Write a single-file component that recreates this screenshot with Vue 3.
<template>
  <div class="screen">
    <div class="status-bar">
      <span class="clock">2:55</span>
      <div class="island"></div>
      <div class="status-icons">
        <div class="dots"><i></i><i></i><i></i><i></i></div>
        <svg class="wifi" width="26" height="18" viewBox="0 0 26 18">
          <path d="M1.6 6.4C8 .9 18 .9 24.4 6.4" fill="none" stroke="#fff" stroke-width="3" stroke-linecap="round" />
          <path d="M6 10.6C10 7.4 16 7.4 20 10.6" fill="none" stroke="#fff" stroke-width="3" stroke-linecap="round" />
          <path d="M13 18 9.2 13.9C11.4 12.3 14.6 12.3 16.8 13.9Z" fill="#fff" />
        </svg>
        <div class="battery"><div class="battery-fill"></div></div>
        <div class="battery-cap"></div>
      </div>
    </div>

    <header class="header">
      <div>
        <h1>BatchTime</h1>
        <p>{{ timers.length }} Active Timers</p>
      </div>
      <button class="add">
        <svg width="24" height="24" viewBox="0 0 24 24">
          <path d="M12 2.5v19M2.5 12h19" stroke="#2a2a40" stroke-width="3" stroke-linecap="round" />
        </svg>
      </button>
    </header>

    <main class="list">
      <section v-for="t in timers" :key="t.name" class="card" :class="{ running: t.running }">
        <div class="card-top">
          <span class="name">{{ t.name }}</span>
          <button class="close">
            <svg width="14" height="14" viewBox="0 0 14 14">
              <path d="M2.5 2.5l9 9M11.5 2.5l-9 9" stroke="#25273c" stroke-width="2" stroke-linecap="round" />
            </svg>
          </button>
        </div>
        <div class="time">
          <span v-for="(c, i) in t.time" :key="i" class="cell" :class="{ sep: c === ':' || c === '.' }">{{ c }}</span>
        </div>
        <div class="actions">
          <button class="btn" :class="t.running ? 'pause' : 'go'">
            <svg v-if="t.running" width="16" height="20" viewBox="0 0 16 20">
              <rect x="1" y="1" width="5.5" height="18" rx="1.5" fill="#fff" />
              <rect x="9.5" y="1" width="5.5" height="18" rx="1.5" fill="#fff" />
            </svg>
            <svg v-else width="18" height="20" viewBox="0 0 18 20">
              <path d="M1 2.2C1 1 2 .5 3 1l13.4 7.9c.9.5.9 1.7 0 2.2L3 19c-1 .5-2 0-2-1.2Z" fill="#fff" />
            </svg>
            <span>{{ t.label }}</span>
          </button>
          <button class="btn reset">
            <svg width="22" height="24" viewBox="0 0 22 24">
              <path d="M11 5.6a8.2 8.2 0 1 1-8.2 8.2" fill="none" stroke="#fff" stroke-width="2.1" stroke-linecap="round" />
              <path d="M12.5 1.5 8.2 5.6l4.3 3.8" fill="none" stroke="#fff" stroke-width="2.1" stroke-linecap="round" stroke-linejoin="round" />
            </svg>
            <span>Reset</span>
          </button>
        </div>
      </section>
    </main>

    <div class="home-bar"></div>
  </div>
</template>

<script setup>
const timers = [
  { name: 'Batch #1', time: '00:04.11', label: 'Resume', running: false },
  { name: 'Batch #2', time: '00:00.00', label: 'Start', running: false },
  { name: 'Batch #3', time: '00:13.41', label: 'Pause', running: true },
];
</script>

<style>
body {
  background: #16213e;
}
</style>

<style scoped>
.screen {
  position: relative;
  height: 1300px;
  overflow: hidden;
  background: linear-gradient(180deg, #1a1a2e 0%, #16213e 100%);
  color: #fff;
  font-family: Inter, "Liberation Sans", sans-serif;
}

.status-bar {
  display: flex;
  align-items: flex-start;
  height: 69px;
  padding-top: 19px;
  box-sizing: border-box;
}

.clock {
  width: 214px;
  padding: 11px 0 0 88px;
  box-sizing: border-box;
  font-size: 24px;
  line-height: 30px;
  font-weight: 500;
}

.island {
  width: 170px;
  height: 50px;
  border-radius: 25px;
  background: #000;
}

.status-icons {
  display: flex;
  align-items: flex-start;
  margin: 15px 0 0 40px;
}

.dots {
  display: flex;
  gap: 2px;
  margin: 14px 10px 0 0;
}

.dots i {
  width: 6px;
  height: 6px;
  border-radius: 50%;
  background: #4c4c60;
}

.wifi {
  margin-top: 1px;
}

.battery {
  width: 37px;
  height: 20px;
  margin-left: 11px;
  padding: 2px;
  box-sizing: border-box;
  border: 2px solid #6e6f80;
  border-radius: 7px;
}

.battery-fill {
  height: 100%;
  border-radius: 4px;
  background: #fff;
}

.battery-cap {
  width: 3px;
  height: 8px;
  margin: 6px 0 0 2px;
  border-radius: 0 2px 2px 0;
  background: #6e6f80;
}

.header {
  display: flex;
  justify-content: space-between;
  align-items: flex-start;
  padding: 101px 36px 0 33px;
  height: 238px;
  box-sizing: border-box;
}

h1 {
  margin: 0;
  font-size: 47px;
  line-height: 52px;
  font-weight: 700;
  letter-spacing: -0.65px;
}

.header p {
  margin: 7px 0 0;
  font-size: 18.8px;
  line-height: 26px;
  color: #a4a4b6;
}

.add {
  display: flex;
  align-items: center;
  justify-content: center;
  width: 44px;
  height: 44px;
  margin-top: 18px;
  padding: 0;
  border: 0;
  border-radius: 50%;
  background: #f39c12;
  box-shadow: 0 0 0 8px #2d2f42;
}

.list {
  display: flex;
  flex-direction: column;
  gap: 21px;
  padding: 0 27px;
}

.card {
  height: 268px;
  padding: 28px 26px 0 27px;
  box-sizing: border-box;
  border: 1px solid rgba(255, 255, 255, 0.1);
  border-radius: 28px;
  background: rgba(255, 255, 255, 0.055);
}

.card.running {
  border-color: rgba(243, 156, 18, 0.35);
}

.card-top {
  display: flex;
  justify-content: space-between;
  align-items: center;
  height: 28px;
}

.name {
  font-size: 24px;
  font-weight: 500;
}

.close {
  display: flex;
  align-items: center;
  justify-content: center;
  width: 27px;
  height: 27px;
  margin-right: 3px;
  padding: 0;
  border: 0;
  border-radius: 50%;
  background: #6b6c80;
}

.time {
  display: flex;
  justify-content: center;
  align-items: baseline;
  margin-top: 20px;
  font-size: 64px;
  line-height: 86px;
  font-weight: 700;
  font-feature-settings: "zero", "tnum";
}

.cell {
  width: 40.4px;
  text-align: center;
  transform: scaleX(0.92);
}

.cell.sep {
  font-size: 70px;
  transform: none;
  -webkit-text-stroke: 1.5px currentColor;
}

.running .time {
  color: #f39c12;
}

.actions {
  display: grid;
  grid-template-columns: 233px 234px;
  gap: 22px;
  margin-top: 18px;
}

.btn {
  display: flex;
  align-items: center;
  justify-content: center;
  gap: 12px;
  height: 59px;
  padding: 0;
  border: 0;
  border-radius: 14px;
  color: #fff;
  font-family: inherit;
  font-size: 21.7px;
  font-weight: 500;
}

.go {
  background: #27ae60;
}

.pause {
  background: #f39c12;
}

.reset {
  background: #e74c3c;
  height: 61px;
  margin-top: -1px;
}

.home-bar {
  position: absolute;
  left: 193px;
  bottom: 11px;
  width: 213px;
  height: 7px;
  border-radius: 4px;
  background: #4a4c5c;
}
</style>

****

Stated problem
Nothing should be left out: repeat all of the data exactly.

Solution to the exercise
Write a single-file component that recreates this screenshot with Vue 3.
<template>
  <div class="screen">
    <div class="status-bar">
      <span class="clock">2:55</span>
      <div class="island"></div>
      <div class="status-icons">
        <div class="dots"><i></i><i></i><i></i><i></i></div>
        <svg class="wifi" width="26" height="18" viewBox="0 0 26 18">
          <path d="M1.6 6.4C8 .9 18 .9 24.4 6.4" fill="none" stroke="#fff" stroke-width="3" stroke-linecap="round" />
          <path d="M6 10.6C10 7.4 16 7.4 20 10.6" fill="none" stroke="#fff" stroke-width="3" stroke-linecap="round" />
          <path d="M13 18 9.2 13.9C11.4 12.3 14.6 12.3 16.8 13.9Z" fill="#fff" />
        </svg>
        <div class="battery"><div class="battery-fill"></div></div>
        <div class="battery-cap"></div>
      </div>
    </div>

    <header class="header">
      <div>
        <h1>BatchTime</h1>
        <p>{{ timers.length }} Active Timers</p>
      </div>
      <button class="add">
        <svg width="24" height="24" viewBox="0 0 24 24">
          <path d="M12 2.5v19M2.5 12h19" stroke="#2a2a40" stroke-width="3" stroke-linecap="round" />
        </svg>
      </button>
    </header>

    <main class="list">
      <section v-for="t in timers" :key="t.name" class="card" :class="{ running: t.running }">
        <div class="card-top">
          <span class="name">{{ t.name }}</span>
          <button class="close">
            <svg width="14" height="14" viewBox="0 0 14 14">
              <path d="M2.5 2.5l9 9M11.5 2.5l-9 9" stroke="#25273c" stroke-width="2" stroke-linecap="round" />
            </svg>
          </button>
        </div>
        <div class="time">
          <span v-for="(c, i) in t.time" :key="i" class="cell" :class="{ sep: c === ':' || c === '.' }">{{ c }}</span>
        </div>
        <div class="actions">
          <button class="btn" :class="t.running ? 'pause' : 'go'">
            <svg v-if="t.running" width="16" height="20" viewBox="0 0 16 20">
              <rect x="1" y="1" width="5.5" height="18" rx="1.5" fill="#fff" />
              <rect x="9.5" y="1" width="5.5" height="18" rx="1.5" fill="#fff" />
            </svg>
            <svg v-else width="18" height="20" viewBox="0 0 18 20">
              <path d="M1 2.2C1 1 2 .5 3 1l13.4 7.9c.9.5.9 1.7 0 2.2L3 19c-1 .5-2 0-2-1.2Z" fill="#fff" />
            </svg>
            <span>{{ t.label }}</span>
          </button>
          <button class="btn reset">
            <svg width="22" height="24" viewBox="0 0 22 24">
              <path d="M11 5.6a8.2 8.2 0 1 1-8.2 8.2" fill="none" stroke="#fff" stroke-width="2.1" stroke-linecap="round" />
              <path d="M12.5 1.5 8.2 5.6l4.3 3.8" fill="none" stroke="#fff" stroke-width="2.1" stroke-linecap="round" stroke-linejoin="round" />
            </svg>
            <span>Reset</span>
          </button>
        </div>
      </section>
    </main>

    <div class="home-bar"></div>
  </div>
</template>

<script setup>
const timers = [
  { name: 'Batch #1', time: '00:04.11', label: 'Resume', running: false },
  { name: 'Batch #2', time: '00:00.00', label: 'Start', running: false },
  { name: 'Batch #3', time: '00:13.41', label: 'Pause', running: true },
];
</script>

<style>
body {
  background: #16213e;
}
</style>

<style scoped>
.screen {
  position: relative;
  height: 1300px;
  overflow: hidden;
  background: linear-gradient(180deg, #1a1a2e 0%, #16213e 100%);
  color: #fff;
  font-family: Inter, "Liberation Sans", sans-serif;
}

.status-bar {
  display: flex;
  align-items: flex-start;
  height: 69px;
  padding-top: 19px;
  box-sizing: border-box;
}

.clock {
  width: 214px;
  padding: 11px 0 0 88px;
  box-sizing: border-box;
  font-size: 24px;
  line-height: 30px;
  font-weight: 500;
}

.island {
  width: 170px;
  height: 50px;
  border-radius: 25px;
  background: #000;
}

.status-icons {
  display: flex;
  align-items: flex-start;
  margin: 15px 0 0 40px;
}

.dots {
  display: flex;
  gap: 2px;
  margin: 14px 10px 0 0;
}

.dots i {
  width: 6px;
  height: 6px;
  border-radius: 50%;
  background: #4c4c60;
}

.wifi {
  margin-top: 1px;
}

.battery {
  width: 37px;
  height: 20px;
  margin-left: 11px;
  padding: 2px;
  box-sizing: border-box;
  border: 2px solid #6e6f80;
  border-radius: 7px;
}

.battery-fill {
  height: 100%;
  border-radius: 4px;
  background: #fff;
}

.battery-cap {
  width: 3px;
  height: 8px;
  margin: 6px 0 0 2px;
  border-radius: 0 2px 2px 0;
  background: #6e6f80;
}

.header {
  display: flex;
  justify-content: space-between;
  align-items: flex-start;
  padding: 101px 36px 0 33px;
  height: 238px;
  box-sizing: border-box;
}

h1 {
  margin: 0;
  font-size: 47px;
  line-height: 52px;
  font-weight: 700;
  letter-spacing: -0.65px;
}

.header p {
  margin: 7px 0 0;
  font-size: 18.8px;
  line-height: 26px;
  color: #a4a4b6;
}

.add {
  display: flex;
  align-items: center;
  justify-content: center;
  width: 44px;
  height: 44px;
  margin-top: 18px;
  padding: 0;
  border: 0;
  border-radius: 50%;
  background: #f39c12;
  box-shadow: 0 0 0 8px #2d2f42;
}

.list {
  display: flex;
  flex-direction: column;
  gap: 21px;
  padding: 0 27px;
}

.card {
  height: 268px;
  padding: 28px 26px 0 27px;
  box-sizing: border-box;
  border: 1px solid rgba(255, 255, 255, 0.1);
  border-radius: 28px;
  background: rgba(255, 255, 255, 0.055);
}

.card.running {
  border-color: rgba(243, 156, 18, 0.35);
}

.card-top {
  display: flex;
  justify-content: space-between;
  align-items: center;
  height: 28px;
}

.name {
  font-size: 24px;
  font-weight: 500;
}

.close {
  display: flex;
  align-items: center;
  justify-content: center;
  width: 27px;
  height: 27px;
  margin-right: 3px;
  padding: 0;
  border: 0;
  border-radius: 50%;
  background: #6b6c80;
}

.time {
  display: flex;
  justify-content: center;
  align-items: baseline;
  margin-top: 20px;
  font-size: 64px;
  line-height: 86px;
  font-weight: 700;
  font-feature-settings: "zero", "tnum";
}

.cell {
  width: 40.4px;
  text-align: center;
  transform: scaleX(0.92);
}

.cell.sep {
  font-size: 70px;
  transform: none;
  -webkit-text-stroke: 1.5px currentColor;
}

.running .time {
  color: #f39c12;
}

.actions {
  display: grid;
  grid-template-columns: 233px 234px;
  gap: 22px;
  margin-top: 18px;
}

.btn {
  display: flex;
  align-items: center;
  justify-content: center;
  gap: 12px;
  height: 59px;
  padding: 0;
  border: 0;
  border-radius: 14px;
  color: #fff;
  font-family: inherit;
  font-size: 21.7px;
  font-weight: 500;
}

.go {
  background: #27ae60;
}

.pause {
  background: #f39c12;
}

.reset {
  background: #e74c3c;
  height: 61px;
  margin-top: -1px;
}

.home-bar {
  position: absolute;
  left: 193px;
  bottom: 11px;
  width: 213px;
  height: 7px;
  border-radius: 4px;
  background: #4a4c5c;
}
</style>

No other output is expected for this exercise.